Instead, the series replaces them with something arguably more disturbing: digital stalking, psychological games, and the terrifying idea that someone might know your every move before you do. By the time the finale arrives, the series leaves viewers emotionally wrecked, slightly paranoid about their phones, and somehow still desperate for Season 3.
The six-episode sequel follows investigators Naia Thulin and Mark Hess as they reunite for another serial murder investigation tied to an unidentified stalker who toys with victims through messages, videos and a creepy counting rhyme that refuses to leave your brain even days later. Honestly, whoever wrote that song deserves prison too.

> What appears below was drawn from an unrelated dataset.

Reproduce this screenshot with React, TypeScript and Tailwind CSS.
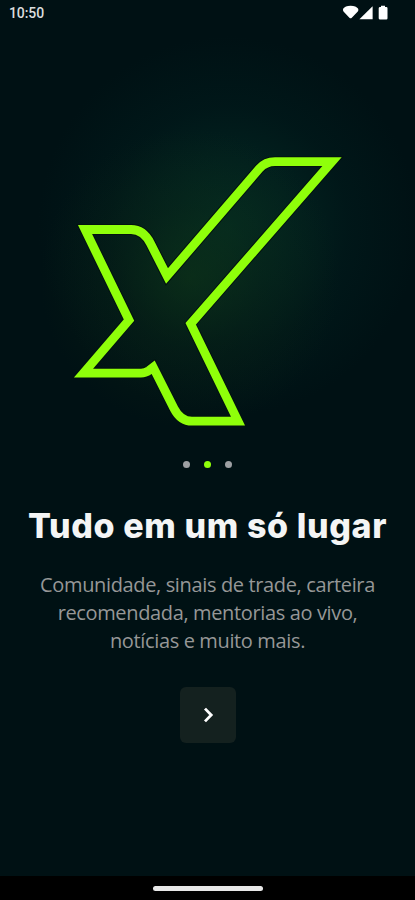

A 41-year-old woman disappears after months of being monitored online, and when she is finally found murdered, the case begins connecting itself to the unsolved killing of a teenage girl from two years earlier. Naturally, things only get messier from there.
What makes Hide and Seek work so well is that it understands fear in the modern world. The killer does not just attack physically. He invades routines, messages, memories and personal space long before he strikes. Every victim is psychologically cornered first.
The Chestnut Man Season 2 weaponises ordinary digital behaviour — location tracking, text messages, photos, online habits — and turns all of it into nightmare fuel. Suddenly leaving your Bluetooth on feels like a risky life decision.
At the centre of everything remain Danica Curcic’s Naia Thulin and Mikkel Boe Følsgaard’s Mark Hess, whose complicated relationship becomes just as important as the murder investigation itself. The series quietly reveals that after Season 1, the two attempted a romantic relationship during the unseen years between seasons.
That relationship eventually collapsed off-screen, leaving unresolved resentment hanging over every conversation. It is honestly one of the boldest choices the show makes. Most crime dramas would milk the romance onscreen. This one skips directly to the emotional damage afterwards.
Their chemistry somehow becomes even stronger because of it. Hess and Thulin no longer argue like reluctant partners. They speak like two people trying very hard not to reopen old wounds while chasing a killer at the same time.
Følsgaard especially plays Hess with an exhausting level of emotional avoidance that somehow remains irritating and sympathetic simultaneously. The man practically vanished from Naia’s life after six months together and still acts surprised everyone is upset with him. Remarkable behaviour, truly.
The season also gives far more depth to Le Thulin, Naia’s daughter, now older and far less willing to quietly accept Hess drifting in and out of their lives. Her scenes with Hess become some of the series’ most emotional moments because they expose consequences beyond the murder case itself.
The Chestnut Man Season 2 "Hide and Seek" is constantly asking whether damaged people are capable of building stable relationships while surrounded by death, obsession and unresolved trauma. The answer appears to be “occasionally, but not without several emotional disasters first”.
The final episode begins with absolute chaos after the shocking mid-season revelation completely reshapes the investigation. Throughout the season, the murders appear connected only through the stalking pattern and the nursery rhyme.
But the finale reveals the killer’s obsession was never random. The victims all represented versions of abandonment, betrayal and emotional neglect rooted in the traumatic events surrounding the 1992 marshland murder shown in the opening flashback.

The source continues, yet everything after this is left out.